Analog Instrumentation

Alan Sondheim sondheim at panix.com
Tue May 2 22:48:22 CEST 2006



Analog Instrumentation


http://www.asondheim.org/matsu1.mp3 http://www.asondheim.org/matsu2.mp3 
http://www.asondheim.org/matsu3.mp3

Alpine zither. Relationships with ch'in and taksim. With VLF (very low 
frequency) radio "events" which are deeply random, but often possess wave 
trains. With the touch/caress of the resonant body which metaphorically relates 
to elementary physics and the world at large. With elements of air, metal, 
wood. Is theory ever final.

ii Take up: Exchange value: Digital. bit(n)|bit(m) Use value: Analog. bite(n,m) 
once again.

Analog: the bite of the instrument, bight of the shore. Metal pegs tend to 
slip, strings unwind or break, wood cracks, the body expands or contracts 
dependent on humidity, soundboard warps, frets go out of true. The analog is a 
tending. Analog noise: Finger noise, body-tapping, wolf notes, string and nail 
contact positions, nail roughness, breath sounds, string squeak, fret sound, 
fingerboard sound with bending, player's body movements against the soundbox. 
The frequencies are inexact: no frets are ever true, string pressure sharpens 
the pitch, there are a-harmonics and a-harmonic resonances, the instrument 
couples to its support, the fingerboard and body warp slightly with finger 
pressure, oxidations and dirt tender the string further out of true, there is 
always peg slippage with pressure, vibrato and bending stretch imperfect metal 
memory. A tending or movement back towards pitch, pitching as catastrophic 
memory, sudden halting of sound for retuning. The mapping is always imperfect. 
Labor: the labor of the arms, wrists, fingers, body leaning slightly towards 
the fingerboard, careful breathing somewhat isolated from vibrato, muscle 
tensions and memories paralleling dance.

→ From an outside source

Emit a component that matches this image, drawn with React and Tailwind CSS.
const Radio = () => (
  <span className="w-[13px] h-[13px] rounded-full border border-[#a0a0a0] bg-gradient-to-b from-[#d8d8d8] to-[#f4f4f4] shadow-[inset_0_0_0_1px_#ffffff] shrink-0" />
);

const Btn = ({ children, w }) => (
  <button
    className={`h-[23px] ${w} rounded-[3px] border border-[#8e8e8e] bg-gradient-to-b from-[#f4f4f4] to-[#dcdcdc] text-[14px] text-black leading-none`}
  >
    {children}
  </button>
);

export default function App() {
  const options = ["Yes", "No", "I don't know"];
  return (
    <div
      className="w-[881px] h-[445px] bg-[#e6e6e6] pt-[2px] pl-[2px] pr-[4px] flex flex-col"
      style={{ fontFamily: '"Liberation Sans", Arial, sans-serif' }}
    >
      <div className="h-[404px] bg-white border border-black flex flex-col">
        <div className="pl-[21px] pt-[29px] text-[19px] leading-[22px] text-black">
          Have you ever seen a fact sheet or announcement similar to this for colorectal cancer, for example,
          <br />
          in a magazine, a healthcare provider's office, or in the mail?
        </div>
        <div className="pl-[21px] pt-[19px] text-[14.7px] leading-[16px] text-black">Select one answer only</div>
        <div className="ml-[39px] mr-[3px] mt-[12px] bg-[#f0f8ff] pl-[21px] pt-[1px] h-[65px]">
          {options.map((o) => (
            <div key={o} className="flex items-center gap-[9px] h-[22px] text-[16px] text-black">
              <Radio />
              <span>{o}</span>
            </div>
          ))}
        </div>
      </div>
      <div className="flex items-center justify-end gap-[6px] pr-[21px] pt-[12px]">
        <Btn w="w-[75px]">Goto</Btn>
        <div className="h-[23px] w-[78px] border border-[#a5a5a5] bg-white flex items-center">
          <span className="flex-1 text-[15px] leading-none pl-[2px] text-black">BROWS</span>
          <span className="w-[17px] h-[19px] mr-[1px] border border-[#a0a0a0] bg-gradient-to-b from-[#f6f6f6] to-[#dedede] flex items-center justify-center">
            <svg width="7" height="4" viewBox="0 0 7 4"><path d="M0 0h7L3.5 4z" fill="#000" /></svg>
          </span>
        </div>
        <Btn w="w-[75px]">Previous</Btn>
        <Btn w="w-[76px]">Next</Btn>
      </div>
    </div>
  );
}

Warping: unequal expansion or 
contraction of upper or lower soundboards or instrument sides, twisting of one 
or another surface, unequal expansion or contraction of different woods or 
metals, finger-pressure on one or another surface, expansion or contraction due 
to cracking, humidity, pressure, wood curing, oiling and waxing, physical 
mistreatment.

Digital: Of this at a later date. Electronic noise and noise floors. 
Human-instrument interface. Switch noise. Acoustic coupling of transducers 
including microphones, earphones, speakers. Analog sound 'falling through the 
cracks' depending on bandwidth. Data corruption and technological obsolescence 
of computers and storage media. Problematic power supplies. Problematic of 
analog noise. Problematic of acoustic space-mapping. Standing-waves, speaker 
placement and cone inertia, line losses, failed checksums, bandwidth 
limitations. Digital and digital reproduction.